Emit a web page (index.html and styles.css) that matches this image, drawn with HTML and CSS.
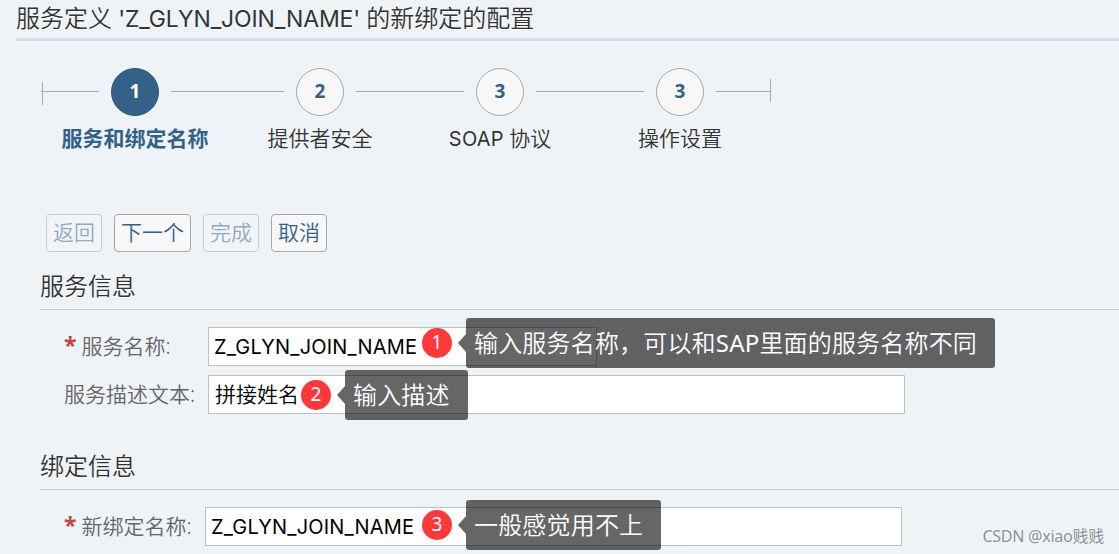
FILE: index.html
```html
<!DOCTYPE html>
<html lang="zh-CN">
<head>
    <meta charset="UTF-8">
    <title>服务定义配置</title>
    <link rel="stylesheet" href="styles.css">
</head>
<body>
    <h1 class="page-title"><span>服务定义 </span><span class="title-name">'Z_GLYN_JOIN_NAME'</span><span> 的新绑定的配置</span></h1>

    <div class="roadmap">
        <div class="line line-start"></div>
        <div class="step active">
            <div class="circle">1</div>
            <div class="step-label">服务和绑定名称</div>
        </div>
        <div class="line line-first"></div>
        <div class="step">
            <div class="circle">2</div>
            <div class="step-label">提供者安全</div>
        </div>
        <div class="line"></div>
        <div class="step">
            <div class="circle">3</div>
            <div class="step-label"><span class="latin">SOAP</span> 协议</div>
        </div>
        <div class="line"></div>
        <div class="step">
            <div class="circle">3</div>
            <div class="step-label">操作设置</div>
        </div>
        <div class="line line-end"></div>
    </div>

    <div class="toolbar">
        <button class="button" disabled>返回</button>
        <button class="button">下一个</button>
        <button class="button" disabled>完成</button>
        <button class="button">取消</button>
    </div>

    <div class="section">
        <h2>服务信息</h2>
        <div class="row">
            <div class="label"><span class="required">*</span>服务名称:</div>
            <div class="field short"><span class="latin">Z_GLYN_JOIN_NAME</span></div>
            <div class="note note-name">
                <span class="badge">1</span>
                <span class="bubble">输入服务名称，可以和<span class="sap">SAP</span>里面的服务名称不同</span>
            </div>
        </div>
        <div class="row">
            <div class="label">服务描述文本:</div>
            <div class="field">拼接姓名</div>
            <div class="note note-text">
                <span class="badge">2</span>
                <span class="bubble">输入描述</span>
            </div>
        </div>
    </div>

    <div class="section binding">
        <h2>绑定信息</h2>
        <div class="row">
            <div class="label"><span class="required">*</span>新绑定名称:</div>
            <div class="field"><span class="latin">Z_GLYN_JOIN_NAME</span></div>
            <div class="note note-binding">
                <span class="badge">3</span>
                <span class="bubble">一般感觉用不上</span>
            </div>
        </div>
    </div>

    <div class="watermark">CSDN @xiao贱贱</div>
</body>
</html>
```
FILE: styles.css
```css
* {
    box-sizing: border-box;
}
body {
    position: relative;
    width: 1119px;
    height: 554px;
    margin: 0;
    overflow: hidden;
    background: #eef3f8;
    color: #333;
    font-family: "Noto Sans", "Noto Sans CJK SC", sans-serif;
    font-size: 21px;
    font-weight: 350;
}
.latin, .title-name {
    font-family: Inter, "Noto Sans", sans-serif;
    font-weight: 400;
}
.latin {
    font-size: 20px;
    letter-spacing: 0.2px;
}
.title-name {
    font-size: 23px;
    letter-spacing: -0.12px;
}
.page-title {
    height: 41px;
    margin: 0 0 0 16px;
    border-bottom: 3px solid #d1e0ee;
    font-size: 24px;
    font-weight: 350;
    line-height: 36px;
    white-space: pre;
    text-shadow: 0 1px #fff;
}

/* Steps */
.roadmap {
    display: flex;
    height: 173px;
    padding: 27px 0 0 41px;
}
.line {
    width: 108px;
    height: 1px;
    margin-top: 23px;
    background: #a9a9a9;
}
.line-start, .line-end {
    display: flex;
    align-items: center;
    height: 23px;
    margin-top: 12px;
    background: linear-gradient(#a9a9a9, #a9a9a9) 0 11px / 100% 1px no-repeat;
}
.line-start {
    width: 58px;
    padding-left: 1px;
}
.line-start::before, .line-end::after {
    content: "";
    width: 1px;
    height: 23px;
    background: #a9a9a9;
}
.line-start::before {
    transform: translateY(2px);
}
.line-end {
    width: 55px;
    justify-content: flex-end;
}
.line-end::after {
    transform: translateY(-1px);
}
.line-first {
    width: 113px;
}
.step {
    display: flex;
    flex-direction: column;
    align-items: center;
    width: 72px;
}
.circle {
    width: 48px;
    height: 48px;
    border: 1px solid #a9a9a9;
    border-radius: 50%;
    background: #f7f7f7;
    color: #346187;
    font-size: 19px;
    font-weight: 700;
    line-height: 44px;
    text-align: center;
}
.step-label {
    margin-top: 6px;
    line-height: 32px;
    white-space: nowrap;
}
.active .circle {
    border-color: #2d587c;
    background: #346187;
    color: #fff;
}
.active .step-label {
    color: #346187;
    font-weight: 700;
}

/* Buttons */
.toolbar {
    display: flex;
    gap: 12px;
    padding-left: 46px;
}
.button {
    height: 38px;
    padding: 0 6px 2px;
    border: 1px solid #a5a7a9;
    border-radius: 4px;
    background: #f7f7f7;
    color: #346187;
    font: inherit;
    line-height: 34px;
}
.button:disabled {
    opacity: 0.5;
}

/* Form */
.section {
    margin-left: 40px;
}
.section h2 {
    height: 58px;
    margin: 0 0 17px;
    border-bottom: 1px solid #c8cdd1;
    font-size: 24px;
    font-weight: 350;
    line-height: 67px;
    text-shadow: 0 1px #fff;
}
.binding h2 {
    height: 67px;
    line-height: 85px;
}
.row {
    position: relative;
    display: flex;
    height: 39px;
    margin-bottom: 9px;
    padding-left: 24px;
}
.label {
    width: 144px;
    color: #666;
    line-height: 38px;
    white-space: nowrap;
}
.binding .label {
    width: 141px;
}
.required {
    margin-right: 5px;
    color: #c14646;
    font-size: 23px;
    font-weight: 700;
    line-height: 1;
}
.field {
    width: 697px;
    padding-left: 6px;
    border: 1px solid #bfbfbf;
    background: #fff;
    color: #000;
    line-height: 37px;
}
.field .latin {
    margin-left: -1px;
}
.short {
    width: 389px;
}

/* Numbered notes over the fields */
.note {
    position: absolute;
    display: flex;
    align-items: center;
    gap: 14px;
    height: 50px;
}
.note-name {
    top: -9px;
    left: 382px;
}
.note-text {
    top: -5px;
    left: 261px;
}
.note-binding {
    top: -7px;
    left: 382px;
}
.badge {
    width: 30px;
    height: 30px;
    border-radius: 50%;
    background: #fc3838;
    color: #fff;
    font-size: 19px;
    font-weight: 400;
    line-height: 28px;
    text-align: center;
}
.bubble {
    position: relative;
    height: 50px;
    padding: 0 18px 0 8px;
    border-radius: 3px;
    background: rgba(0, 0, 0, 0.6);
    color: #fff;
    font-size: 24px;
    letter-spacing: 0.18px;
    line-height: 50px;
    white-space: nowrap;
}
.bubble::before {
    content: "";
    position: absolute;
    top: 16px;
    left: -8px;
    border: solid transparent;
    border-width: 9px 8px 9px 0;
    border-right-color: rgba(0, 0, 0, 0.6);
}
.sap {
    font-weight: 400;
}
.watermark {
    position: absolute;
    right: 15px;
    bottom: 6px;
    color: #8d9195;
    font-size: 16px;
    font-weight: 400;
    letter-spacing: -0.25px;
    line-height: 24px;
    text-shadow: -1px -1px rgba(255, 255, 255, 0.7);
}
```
==
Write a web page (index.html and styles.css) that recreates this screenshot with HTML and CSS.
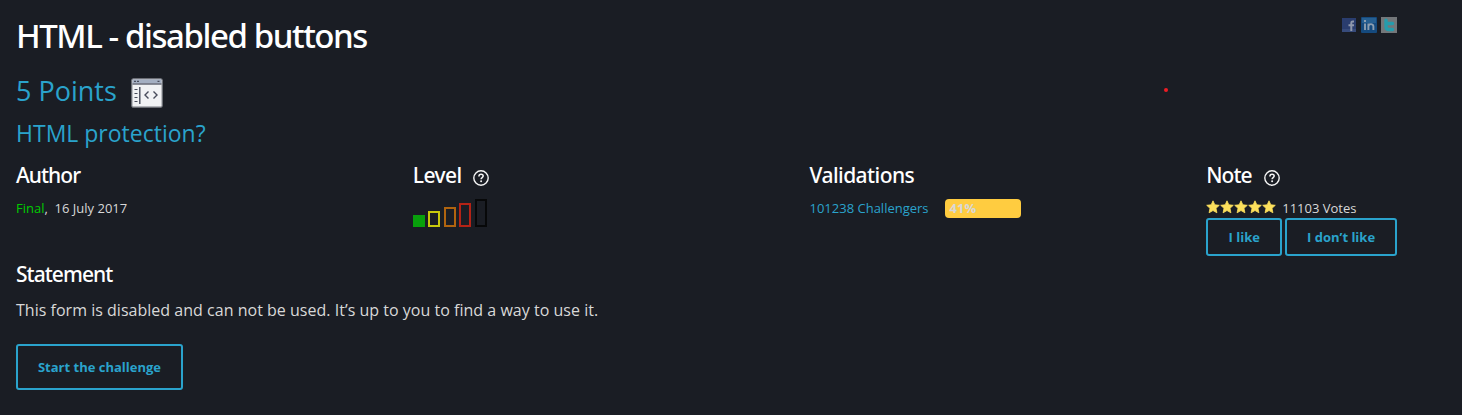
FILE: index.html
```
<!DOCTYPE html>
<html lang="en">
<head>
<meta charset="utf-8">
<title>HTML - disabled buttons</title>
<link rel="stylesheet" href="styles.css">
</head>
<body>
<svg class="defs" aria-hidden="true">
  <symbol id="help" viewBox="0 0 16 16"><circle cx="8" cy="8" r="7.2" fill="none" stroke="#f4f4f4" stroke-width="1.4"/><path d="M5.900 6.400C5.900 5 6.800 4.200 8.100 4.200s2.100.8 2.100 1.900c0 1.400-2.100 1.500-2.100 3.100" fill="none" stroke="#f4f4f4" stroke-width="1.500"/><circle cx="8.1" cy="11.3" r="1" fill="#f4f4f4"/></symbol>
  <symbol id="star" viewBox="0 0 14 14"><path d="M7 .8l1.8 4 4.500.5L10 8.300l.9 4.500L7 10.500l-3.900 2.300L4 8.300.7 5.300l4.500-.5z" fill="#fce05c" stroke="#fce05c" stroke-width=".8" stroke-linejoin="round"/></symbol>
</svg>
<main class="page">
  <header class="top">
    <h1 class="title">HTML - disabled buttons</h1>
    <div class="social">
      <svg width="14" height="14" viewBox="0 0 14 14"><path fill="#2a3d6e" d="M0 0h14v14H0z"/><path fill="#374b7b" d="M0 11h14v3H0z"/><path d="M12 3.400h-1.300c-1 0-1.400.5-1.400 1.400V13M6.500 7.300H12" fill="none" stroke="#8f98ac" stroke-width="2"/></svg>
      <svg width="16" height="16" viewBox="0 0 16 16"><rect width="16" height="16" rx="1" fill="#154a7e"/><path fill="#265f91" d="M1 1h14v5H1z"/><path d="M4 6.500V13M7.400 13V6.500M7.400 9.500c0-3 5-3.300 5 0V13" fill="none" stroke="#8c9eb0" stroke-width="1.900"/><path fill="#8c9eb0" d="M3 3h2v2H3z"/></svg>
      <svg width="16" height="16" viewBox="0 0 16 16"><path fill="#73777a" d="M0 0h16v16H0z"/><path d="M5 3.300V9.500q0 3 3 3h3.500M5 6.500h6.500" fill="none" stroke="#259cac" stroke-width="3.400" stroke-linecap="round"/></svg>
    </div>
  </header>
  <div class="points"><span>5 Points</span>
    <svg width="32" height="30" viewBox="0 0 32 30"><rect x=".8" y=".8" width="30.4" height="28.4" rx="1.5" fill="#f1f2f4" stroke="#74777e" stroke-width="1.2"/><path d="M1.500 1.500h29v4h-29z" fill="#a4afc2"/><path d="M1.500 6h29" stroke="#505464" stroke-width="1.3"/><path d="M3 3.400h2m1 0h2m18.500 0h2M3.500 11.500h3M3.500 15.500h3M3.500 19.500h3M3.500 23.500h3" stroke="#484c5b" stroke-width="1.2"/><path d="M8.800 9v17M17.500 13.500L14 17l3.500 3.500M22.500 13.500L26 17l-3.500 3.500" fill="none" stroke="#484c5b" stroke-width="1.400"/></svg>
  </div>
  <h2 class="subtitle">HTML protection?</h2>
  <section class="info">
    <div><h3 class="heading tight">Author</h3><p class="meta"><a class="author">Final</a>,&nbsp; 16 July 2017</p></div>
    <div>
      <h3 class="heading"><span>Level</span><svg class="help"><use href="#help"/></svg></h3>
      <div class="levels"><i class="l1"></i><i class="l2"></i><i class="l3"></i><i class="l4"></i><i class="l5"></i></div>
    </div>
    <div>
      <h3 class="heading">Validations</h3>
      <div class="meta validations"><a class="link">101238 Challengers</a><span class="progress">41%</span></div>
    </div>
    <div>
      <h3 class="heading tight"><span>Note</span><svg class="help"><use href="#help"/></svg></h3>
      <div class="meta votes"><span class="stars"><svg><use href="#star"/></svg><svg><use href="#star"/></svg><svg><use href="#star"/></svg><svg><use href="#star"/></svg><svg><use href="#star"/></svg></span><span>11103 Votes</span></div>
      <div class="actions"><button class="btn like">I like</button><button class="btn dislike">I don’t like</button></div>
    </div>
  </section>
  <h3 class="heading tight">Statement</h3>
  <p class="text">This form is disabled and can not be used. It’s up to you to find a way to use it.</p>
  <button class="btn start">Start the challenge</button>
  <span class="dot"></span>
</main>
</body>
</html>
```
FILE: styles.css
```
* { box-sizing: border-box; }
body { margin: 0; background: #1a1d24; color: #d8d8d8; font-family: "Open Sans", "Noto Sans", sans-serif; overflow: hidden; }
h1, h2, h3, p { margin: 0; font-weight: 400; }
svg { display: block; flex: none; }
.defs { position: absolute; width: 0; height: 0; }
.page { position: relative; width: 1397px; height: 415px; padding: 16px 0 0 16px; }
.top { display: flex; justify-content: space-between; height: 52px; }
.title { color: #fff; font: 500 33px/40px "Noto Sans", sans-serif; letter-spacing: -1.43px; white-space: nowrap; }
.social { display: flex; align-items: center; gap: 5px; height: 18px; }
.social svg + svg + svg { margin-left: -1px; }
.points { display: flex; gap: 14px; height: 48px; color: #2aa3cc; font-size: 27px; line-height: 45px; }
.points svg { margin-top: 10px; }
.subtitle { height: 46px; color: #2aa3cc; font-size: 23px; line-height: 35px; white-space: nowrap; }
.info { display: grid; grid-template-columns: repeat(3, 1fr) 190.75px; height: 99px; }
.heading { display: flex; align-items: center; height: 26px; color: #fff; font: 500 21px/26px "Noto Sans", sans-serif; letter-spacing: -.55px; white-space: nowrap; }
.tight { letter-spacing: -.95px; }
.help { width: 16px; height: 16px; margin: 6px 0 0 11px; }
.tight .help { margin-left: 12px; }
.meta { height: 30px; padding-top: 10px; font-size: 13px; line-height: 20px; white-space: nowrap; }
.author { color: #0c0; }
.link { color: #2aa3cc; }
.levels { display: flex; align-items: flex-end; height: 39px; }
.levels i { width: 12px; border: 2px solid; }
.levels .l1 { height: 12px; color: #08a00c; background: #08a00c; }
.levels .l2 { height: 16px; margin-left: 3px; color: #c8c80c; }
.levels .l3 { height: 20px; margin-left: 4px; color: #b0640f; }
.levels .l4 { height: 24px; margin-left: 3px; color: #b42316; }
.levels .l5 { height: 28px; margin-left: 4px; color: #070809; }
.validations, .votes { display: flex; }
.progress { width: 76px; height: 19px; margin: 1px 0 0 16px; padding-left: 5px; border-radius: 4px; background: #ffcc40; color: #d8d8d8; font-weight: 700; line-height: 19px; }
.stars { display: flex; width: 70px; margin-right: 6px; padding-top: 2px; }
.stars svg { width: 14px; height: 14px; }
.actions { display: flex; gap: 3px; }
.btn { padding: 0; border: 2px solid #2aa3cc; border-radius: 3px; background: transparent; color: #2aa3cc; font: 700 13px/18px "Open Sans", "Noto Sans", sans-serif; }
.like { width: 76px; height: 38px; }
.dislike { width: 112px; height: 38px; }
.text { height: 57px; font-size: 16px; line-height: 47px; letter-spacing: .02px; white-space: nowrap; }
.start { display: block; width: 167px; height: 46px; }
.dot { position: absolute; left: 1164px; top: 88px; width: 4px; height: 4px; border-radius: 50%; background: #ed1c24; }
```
* * *
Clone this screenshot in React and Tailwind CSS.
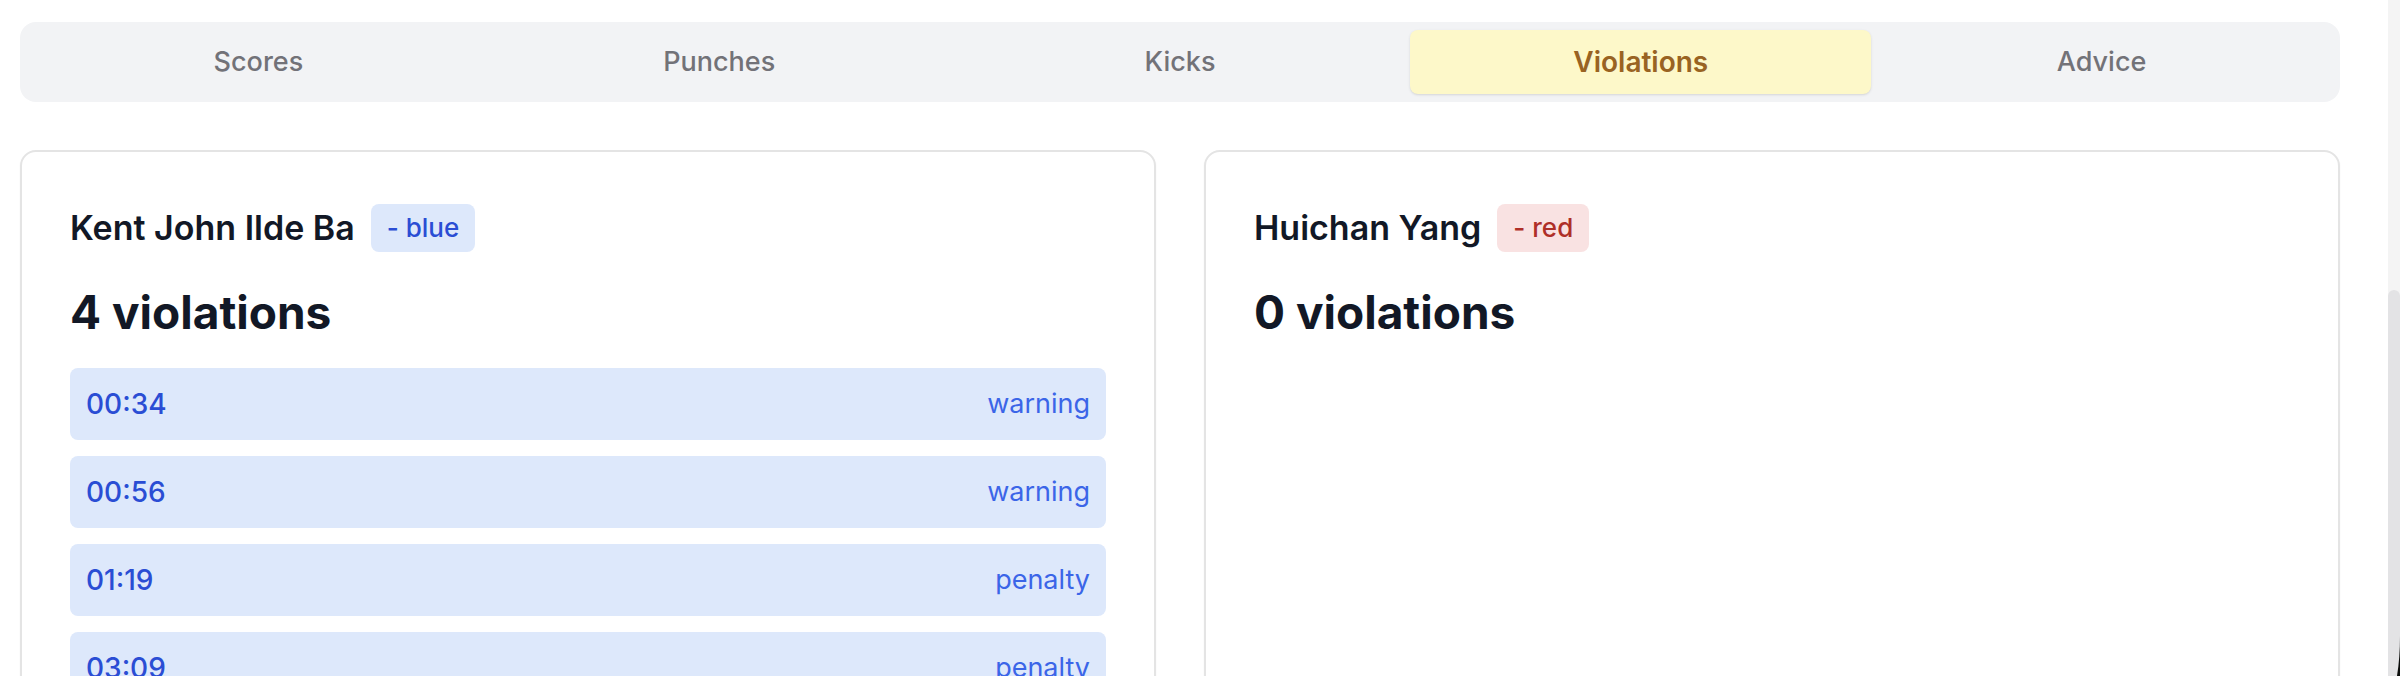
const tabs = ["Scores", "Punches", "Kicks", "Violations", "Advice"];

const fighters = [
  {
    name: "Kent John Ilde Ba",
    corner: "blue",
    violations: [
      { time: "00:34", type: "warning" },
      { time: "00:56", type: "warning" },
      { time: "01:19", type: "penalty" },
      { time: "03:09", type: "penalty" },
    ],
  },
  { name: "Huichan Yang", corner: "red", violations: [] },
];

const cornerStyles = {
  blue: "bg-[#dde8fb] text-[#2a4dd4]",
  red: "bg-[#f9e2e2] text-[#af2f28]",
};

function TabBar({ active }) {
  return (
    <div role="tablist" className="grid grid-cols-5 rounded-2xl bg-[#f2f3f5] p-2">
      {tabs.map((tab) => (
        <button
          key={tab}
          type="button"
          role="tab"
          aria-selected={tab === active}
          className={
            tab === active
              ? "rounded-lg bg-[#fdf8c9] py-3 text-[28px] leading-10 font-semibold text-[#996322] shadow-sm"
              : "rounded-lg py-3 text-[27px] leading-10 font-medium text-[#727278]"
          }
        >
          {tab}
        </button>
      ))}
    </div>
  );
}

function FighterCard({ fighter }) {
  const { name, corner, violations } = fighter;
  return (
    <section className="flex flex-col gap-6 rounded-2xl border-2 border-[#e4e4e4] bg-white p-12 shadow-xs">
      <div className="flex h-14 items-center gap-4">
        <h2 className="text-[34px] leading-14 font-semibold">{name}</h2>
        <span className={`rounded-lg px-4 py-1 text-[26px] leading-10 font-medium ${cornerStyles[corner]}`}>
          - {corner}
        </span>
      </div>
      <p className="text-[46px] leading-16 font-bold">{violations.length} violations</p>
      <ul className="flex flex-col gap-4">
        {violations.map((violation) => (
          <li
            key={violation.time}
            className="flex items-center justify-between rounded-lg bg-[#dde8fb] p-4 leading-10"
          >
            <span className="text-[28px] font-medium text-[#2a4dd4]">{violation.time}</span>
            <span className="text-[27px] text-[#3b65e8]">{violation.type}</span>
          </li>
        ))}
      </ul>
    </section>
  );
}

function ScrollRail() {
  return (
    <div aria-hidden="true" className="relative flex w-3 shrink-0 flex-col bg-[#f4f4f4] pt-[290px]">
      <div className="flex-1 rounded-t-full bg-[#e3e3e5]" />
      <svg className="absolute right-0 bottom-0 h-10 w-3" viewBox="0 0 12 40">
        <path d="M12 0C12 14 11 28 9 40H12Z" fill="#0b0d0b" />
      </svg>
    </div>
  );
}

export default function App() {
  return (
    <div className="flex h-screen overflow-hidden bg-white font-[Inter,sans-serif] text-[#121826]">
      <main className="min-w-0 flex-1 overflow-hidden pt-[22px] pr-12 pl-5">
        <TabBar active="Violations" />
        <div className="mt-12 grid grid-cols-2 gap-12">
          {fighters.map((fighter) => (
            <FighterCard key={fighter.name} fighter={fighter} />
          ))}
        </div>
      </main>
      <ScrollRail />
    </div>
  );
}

== What is expected ==
Copy every line of the entries above in which "with" occurs.

== Result of the task ==
Emit a web page (index.html and styles.css) that matches this image, drawn with HTML and CSS.
Write a web page (index.html and styles.css) that recreates this screenshot with HTML and CSS.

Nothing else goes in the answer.